Information supplied |
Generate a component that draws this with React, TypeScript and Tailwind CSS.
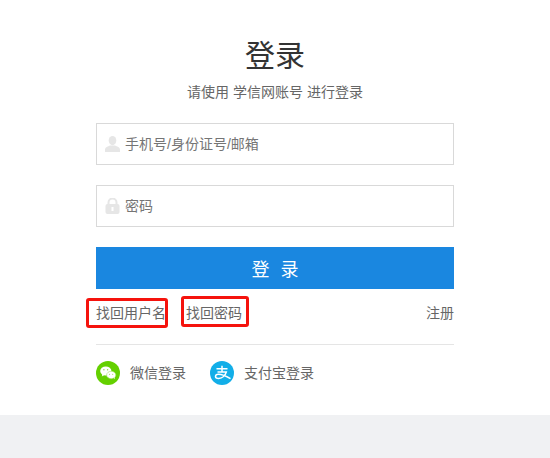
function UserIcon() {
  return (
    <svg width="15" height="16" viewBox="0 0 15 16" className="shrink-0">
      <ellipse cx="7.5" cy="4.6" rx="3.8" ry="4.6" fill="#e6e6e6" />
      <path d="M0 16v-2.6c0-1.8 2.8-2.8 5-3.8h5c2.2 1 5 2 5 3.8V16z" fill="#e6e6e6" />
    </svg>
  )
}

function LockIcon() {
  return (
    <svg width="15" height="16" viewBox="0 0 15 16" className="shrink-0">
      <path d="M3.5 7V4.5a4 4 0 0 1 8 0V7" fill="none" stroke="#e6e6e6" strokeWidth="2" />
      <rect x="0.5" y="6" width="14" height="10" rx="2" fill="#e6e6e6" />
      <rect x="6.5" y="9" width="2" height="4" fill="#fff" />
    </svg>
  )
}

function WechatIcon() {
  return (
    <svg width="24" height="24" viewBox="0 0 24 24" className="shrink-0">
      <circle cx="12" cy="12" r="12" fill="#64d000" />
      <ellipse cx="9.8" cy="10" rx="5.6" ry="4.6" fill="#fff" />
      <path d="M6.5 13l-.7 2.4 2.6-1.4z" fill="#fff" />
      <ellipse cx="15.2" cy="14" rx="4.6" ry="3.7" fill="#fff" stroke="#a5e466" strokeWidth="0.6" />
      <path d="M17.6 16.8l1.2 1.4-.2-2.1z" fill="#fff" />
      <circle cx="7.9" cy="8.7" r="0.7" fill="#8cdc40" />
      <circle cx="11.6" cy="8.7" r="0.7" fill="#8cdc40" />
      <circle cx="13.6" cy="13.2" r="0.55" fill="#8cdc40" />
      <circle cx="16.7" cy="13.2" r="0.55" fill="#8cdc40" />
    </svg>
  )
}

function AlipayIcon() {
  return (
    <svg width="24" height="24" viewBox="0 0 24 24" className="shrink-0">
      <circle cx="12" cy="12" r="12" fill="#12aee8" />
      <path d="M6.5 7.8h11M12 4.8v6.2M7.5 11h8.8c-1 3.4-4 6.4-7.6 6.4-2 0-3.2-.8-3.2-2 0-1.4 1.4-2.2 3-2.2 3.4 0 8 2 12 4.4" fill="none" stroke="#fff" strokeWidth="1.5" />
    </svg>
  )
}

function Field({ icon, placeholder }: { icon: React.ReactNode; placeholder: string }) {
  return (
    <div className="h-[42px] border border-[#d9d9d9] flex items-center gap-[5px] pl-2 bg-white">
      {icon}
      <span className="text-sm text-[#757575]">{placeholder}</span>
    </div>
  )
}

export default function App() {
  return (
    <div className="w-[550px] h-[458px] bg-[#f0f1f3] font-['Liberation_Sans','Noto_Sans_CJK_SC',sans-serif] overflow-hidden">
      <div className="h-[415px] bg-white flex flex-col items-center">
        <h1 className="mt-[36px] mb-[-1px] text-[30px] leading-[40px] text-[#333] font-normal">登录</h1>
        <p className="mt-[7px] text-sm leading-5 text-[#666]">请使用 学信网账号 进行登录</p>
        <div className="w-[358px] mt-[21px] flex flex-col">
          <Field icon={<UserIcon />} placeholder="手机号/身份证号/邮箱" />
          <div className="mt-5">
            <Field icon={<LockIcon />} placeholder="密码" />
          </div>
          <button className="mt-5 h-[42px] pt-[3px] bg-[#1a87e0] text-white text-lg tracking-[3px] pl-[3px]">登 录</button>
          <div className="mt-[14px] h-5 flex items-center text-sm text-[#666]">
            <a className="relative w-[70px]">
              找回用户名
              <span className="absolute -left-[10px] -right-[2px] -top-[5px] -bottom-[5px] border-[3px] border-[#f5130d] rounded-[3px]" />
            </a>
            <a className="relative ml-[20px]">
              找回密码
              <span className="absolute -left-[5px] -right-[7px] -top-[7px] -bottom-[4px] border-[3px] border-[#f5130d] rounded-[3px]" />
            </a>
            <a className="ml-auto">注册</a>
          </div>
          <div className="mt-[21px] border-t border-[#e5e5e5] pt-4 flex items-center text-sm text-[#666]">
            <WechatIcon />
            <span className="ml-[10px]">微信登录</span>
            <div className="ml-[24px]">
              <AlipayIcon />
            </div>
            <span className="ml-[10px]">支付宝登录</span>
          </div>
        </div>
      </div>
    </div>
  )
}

Work required |
Check every line for "React" and show the ones that have it.

Response to this task |
Generate a component that draws this with React, TypeScript and Tailwind CSS.
function Field({ icon, placeholder }: { icon: React.ReactNode; placeholder: string }) {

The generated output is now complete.